I think I probably rolled my eyes at this point, because she said, "Oh! You think I don't get it, right?"

I said, "Well, you do... but you don't."

I then ducked into the bathroom and closed the door, taking the coward's way out, while she made annoyed animal sounds in the kitchen.

Here's the thing, my darling. There are only two possible outcomes in any sport. You either win or lose. The Celtics lost. You, unfortunately, confuse our male disappointment, over a loss, with a hatred of those human beings who went down to defeat. You think that because we are sad about losing, and have chosen to express our dismay verbally in a somewhat uncomplimentary manner, that we no longer respect the players as human beings.

That is not the case.

Despite the invective, fans do not hate a player or a team because of a failure to win (unless the player is an absolute churl who doesn't give a damn about the fans, such as Josh Beckett.) We have involved ourselves with the outcome of these games. We have made conscious decisions, for whatever odd reasons, to wish for one team or another to emerge victorious at the end of the day. When that doesn't happen, we need to vent our emotions. Sometimes we choose a non-playing scapegoat - a referee, a coach, or perhaps a player's spouse (which is, now that I think of it, not someplace I want to go while trying to defend men) - but, more often than not, we understand that the end result of a contest came about because of how the players did or did not meet expectations.

If we didn't expect much in the first place, there won't be much complaining. As a matter of fact, we will laud a valiant losing effort. Tragic heroes are OK; ask any pre-2004 Red Sox fan. When we expect a team to win, however, and that team fails to play to the levels of which they are capable, we tend to feel somewhat cheated.

Now, I'm not saying I feel cheated by how the Celtics performed last night. Personally, I think any win they capture, from this point in the playoffs onward, is worthy of applause. If this team somehow manages to capture the NBA championship, it should be celebrated in song for the next century. The banner raised to the rafters at The Garden should be edged in gold, studded with emeralds, and be put in a position about a half-foot higher than the other 17 it will join. This Celtic's squad is playing on (as Kevin Garnett described what it took the win a previous playoff game this year) grit and balls. Paul Pierce has a badly sprained MCL, Ray Allen is running and jumping on bone spurs in his ankle, and Avery Bradley dislocates his shoulder every other game.
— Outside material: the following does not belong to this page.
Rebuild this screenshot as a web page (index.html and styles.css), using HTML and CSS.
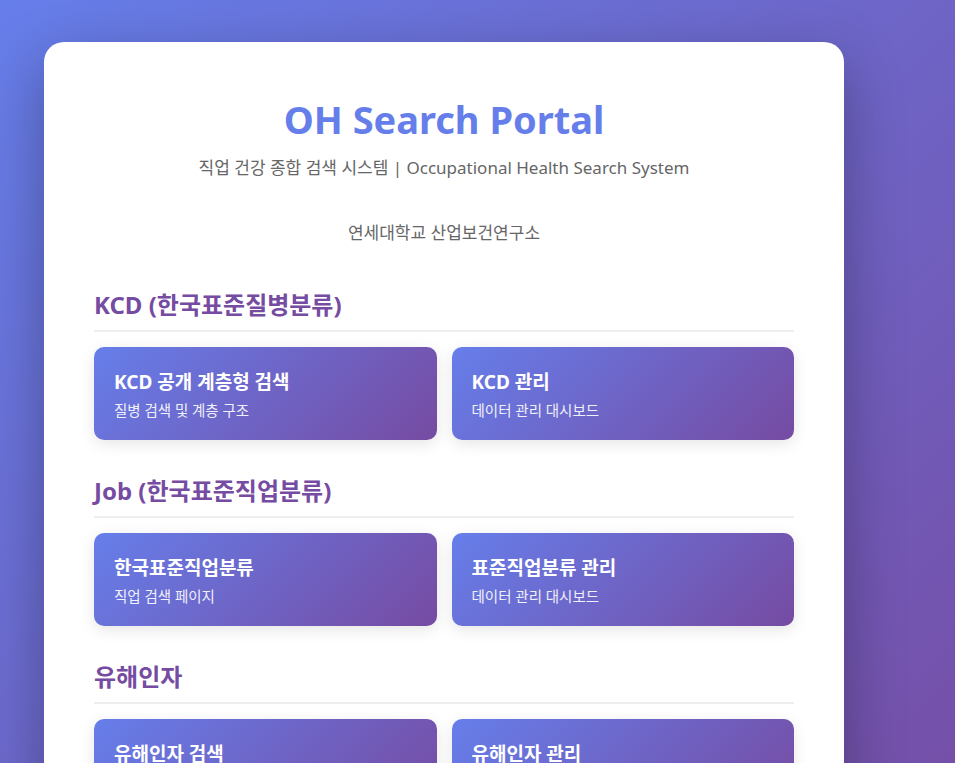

Greg Stiemsma, Garnett's best replacement off the bench, has been battling severe foot pain for a month. As a result, he can't play as much (or, at least, not as much as effectively) and that results in Garnett, the guy on the team with the most mileage on his body (17 seasons in the league) playing more minutes per game than coach Doc Rivers would prefer. Mickael Pietrus suffered a hideous concussion against these same 76'ers a while back. It is the opinion of some, including Celtics announcer Tommy Heinsohn, that he still isn't 100%. There are other, smaller, injuries to deal with on the bench. So, believe me, I have nothing but respect and admiration for most of these guys even playing, let alone winning as they have been. In sporting terms, they have been mightily heroic.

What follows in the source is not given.